::: DATA SECTION :::
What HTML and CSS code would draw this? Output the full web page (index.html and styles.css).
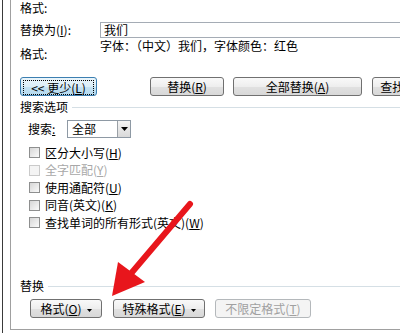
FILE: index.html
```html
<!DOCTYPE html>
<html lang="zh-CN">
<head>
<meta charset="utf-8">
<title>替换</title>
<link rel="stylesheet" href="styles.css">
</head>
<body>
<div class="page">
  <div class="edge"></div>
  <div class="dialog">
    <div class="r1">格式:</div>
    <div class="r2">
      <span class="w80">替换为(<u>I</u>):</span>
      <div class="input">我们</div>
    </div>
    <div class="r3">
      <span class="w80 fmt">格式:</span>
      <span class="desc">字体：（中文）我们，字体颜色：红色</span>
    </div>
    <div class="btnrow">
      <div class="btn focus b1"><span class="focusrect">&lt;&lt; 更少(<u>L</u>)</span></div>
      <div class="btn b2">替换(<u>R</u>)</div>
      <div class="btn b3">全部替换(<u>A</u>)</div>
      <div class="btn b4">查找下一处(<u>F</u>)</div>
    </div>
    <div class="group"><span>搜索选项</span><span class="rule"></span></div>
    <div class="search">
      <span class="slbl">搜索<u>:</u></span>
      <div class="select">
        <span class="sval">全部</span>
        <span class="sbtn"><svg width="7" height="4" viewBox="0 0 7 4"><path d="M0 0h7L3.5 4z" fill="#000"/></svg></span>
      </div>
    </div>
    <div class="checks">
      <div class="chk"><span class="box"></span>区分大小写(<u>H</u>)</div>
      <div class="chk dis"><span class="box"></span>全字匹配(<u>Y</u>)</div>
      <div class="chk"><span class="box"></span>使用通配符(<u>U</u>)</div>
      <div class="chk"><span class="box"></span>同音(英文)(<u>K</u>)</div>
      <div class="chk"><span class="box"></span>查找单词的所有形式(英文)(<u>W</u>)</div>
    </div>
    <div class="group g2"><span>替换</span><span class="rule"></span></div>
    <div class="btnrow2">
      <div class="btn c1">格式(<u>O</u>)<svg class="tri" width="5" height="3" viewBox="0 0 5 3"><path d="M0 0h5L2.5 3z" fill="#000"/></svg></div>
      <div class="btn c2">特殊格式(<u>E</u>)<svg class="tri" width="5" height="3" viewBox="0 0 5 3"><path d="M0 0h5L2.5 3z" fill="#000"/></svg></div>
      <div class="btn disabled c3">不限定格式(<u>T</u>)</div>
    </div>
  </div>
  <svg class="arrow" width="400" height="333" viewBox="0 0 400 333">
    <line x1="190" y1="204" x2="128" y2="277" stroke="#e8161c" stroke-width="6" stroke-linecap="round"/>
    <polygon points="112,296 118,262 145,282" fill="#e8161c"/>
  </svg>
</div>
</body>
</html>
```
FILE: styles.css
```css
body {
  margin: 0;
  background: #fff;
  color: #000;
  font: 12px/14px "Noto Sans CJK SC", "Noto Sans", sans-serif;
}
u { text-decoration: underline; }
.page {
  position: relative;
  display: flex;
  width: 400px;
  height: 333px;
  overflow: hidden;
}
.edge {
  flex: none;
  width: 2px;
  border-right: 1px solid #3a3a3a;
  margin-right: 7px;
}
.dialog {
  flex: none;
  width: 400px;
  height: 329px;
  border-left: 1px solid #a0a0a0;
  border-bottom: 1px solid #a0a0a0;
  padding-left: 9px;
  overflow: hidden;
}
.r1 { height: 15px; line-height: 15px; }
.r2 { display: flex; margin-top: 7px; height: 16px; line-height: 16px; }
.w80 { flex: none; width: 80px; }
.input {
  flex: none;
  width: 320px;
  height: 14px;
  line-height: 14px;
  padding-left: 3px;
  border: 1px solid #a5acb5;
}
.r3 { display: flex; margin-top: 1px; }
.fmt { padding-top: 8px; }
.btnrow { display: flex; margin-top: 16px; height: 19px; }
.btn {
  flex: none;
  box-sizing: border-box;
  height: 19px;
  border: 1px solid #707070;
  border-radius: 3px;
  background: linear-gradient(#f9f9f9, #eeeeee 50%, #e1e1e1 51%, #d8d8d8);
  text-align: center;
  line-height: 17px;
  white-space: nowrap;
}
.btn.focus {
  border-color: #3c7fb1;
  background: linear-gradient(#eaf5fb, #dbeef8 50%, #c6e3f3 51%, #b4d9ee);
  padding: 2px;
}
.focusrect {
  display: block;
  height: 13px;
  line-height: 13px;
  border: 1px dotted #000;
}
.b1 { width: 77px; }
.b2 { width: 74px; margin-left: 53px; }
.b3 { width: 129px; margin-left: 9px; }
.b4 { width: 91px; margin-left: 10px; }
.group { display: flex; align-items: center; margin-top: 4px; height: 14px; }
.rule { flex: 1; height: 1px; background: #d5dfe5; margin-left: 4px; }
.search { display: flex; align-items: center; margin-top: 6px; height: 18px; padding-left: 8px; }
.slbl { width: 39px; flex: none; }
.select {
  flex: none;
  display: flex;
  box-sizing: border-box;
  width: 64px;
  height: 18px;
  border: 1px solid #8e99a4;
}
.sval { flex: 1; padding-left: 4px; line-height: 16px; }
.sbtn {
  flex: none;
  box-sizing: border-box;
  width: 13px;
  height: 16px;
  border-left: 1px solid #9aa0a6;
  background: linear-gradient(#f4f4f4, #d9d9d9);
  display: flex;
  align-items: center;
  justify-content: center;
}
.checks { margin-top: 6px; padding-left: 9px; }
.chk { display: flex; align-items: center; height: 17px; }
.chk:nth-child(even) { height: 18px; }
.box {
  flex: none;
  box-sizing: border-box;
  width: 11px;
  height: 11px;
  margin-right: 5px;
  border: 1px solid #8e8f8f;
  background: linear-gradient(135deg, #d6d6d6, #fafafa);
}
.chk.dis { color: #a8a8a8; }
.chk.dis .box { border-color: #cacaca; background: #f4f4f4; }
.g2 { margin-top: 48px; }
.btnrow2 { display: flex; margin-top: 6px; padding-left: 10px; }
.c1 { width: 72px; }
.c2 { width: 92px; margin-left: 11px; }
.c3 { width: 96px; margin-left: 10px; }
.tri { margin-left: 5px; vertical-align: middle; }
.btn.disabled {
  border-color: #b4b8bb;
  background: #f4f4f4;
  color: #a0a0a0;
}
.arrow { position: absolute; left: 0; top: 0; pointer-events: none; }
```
:::
→ WHAT YOU NEED TO DO: Pick each line holding the word "styles" out of the data and copy it.

→ ANSWER:
What HTML and CSS code would draw this? Output the full web page (index.html and styles.css).
<link rel="stylesheet" href="styles.css">
FILE: styles.css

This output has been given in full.